Wer einen anderen Verkehrsteilnehmer rücksichtslos überholt, sodass dieser gezwungen ist auszuweichen oder abzubremsen, um einen Unfall zu vermeiden erfüllt dadurch allein nicht den Tatbestand einer Nötigung nach dem Strafgesetzbuch. Im vorliegenden Fall entschied das Oberlandesgericht Düsseldorf, dass der Überholvorgang lediglich einem schnelleren Vorankommen im Straßenverkehr diente und kein anderer Zweck in Bezug auf eine Strafbarkeit wegen Nötigung erkennbar sei.
OLG Düsseldorf
Beschluss vom 09.08.2007
Az.: III-5 Ss 130/07 – 61/07 I
Tenor
Auf die Revision des Angeklagten wird das Urteil der XXIII. kleinen Strafkammer des Landgerichts Düsseldorf vom 7. März 2007 mit den Feststellungen aufgehoben.
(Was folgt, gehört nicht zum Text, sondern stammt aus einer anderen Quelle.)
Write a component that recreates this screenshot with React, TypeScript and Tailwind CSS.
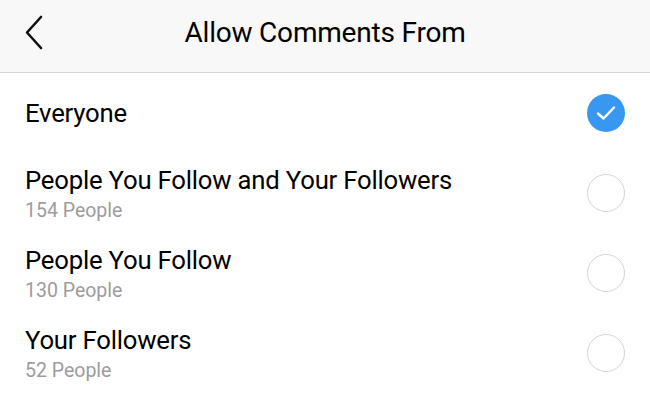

Die Sache wird zu neuer Verhandlung und Entscheidung, auch über die Kosten der Revision, an eine andere kleine Strafkammer des Landgerichts Düsseldorf zurückverwiesen.
Gründe
Das Amtsgericht hat den Angeklagten wegen Nötigung zu einer Geldstrafe verurteilt und ein 3-monatiges Fahrverbot verhängt. Das Landgericht hat die Berufung des Angeklagten verworfen. Dessen Revision hat mit der Sachrüge vorläufig Erfolg.
1. Das Landgericht hat festgestellt:
„Am 22. Juni 2005 befuhr der Angeklagte die Weberstraße in Fahrtrichtung Bergheimer Straße in Neuss. An der Kreuzung Weberstraße/Bergheimer Straße zeigte die für ihn geltende Lichtzeichenanlage Rot. Er musste daher sein Fahrzeug hinter dem in erster Position an der Ampel mittig auf dem Fahrstreifen stehenden Motorrad anhalten. Das Motorrad wurde von dem Zeugen E. gesteuert, auf dem Soziasitz saß seine Ehefrau, die Zeugin K.. Als die Lichtzeichenanlage auf Grün wechselte, beschleunigten sowohl der Zeuge E. als auch der Angeklagte ihre Fahrzeuge relativ zügig. Nach dem Passieren der gegenüberliegenden linksseitig angeordneten Verkehrsinsel zog der Angeklagte seinen Wagen nach links auf die Gegenfahrbahn, um das Motorrad zu überholen. Bereits in diesem Zeitpunkt war deutlich erkennbar, dass sich die Fahrbahn nach ca. 20 Metern deutlich verengen würde und der Überholvorgang nur bei einem deutlichen Abbremsen des Motorrads ausgeführt werden könnte. In dem Bereich hinter der rechtsseitig liegenden Tankstellenauffahrt, wo sich der Bürgersteig nach der Auffahrtsenkung wieder anhebt, kam es dazu, dass der Pkw des Angeklagten und das Motorrad auf gleicher Höhe nebeneinander fuhren. Nachdem die Fahrzeuge nunmehr auf die Fahrbahnverjüngung zufuhren, zog der Angeklagte seinen Pkw nach rechts und drängte dadurch das Motorrad ebenfalls immer weiter nach rechts in Richtung Bordsteinkante. Dadurch blieben zwischen dem Pkw des Angeklagten und dem Motorrad des Zeugen E. nur wenige Zentimeter Abstand. Nachdem der Pkw des Angeklagten dem Motorrad des Zeugen E. gefährlich näher kam, musste der Zeuge E., um nicht gegen die Bordsteinkante zu fahren und zu verunglücken, sein Motorrad stark abbremsen, um den Pkw des Angeklagten passieren zu lassen.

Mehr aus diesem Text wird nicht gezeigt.